When I tested a heavy-duty 6x8 foot, 7mm thick mat in my own living room, the difference in my single-leg stability was night and day. Having dense, reliable gym flooring for home workout sessions allows you to confidently push close to muscular failure without the fear of your foot slipping out from under you.
I have to be honest about one downside to unilateral training: it takes longer. Because you have to work each arm or leg independently, a 4-exercise routine is actually 8 working sets. It can be mentally exhausting. But the trade-off of building dense, balanced muscle without a gym membership is entirely worth the extra 15 minutes.
Scaling Up: Progressing Your Single-Limb Routine
Eventually, even single-leg bodyweight movements will become easier. When you can easily hit 15 reps of a Bulgarian split squat per leg, you need to alter the tempo. Try a 3-second eccentric (lowering) phase, followed by a full 2-second pause at the bottom of the movement, before exploding up. This drastically increases the time under tension.
Once you exhaust tempo variations and pauses, your body is officially strong enough to require external load. At that point, you can start looking into the best at home exercise machines or adjustable dumbbells to add mechanical resistance to your newly balanced, highly stable frame.
Frequently Asked Questions
How often should I do a unilateral workout?
For most trainees, 2 to 3 times per week is optimal.
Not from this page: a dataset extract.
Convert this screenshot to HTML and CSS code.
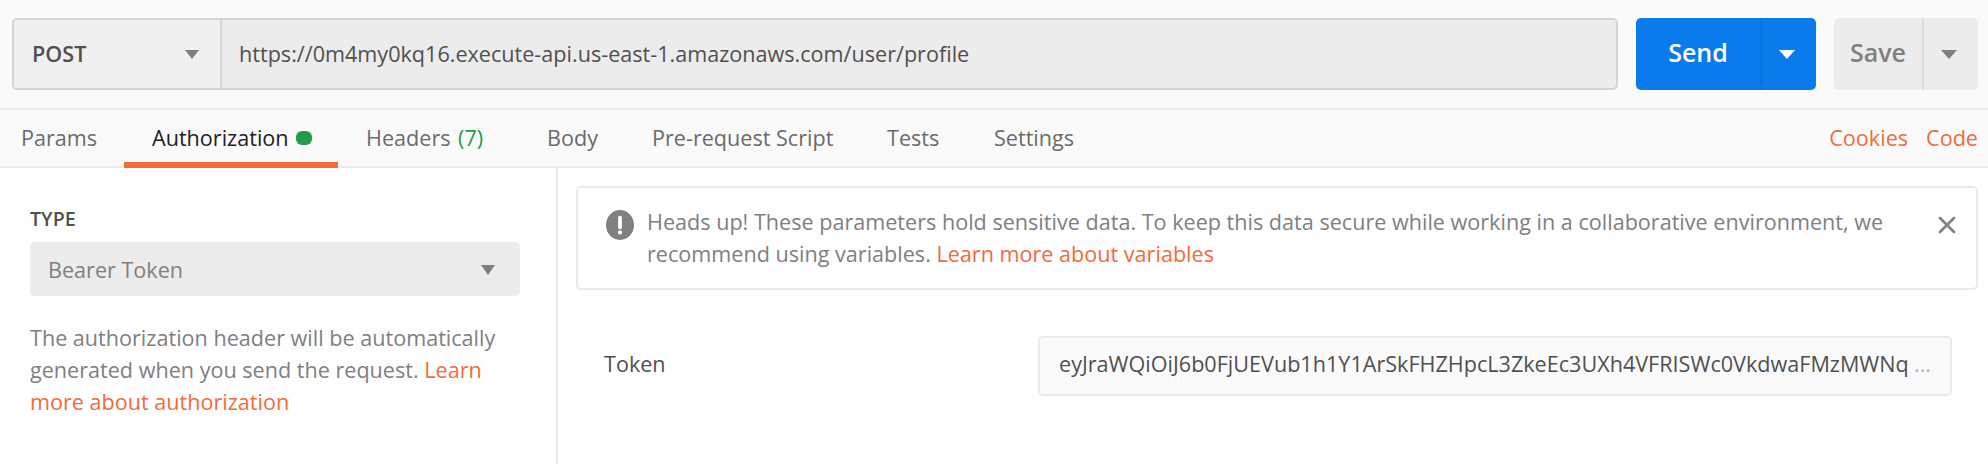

Because unilateral exercises require heavy stabilization, they heavily tax the central nervous system. Give yourself at least 48 hours of recovery between intense single-limb sessions.
Do I need to start with my weaker side?
Always start your sets with your weaker or non-dominant side. Let the performance of your weak side dictate the reps for your strong side. If your left arm fails at 8 reps, stop at 8 reps on your right arm to prevent worsening your imbalances.
Will unilateral exercises fix my muscle imbalances?
Yes. Bilateral exercises often allow your dominant side to take over and compensate for the weaker side. Unilateral training forces the weaker side to handle the exact same load independently, naturally closing the strength gap over time.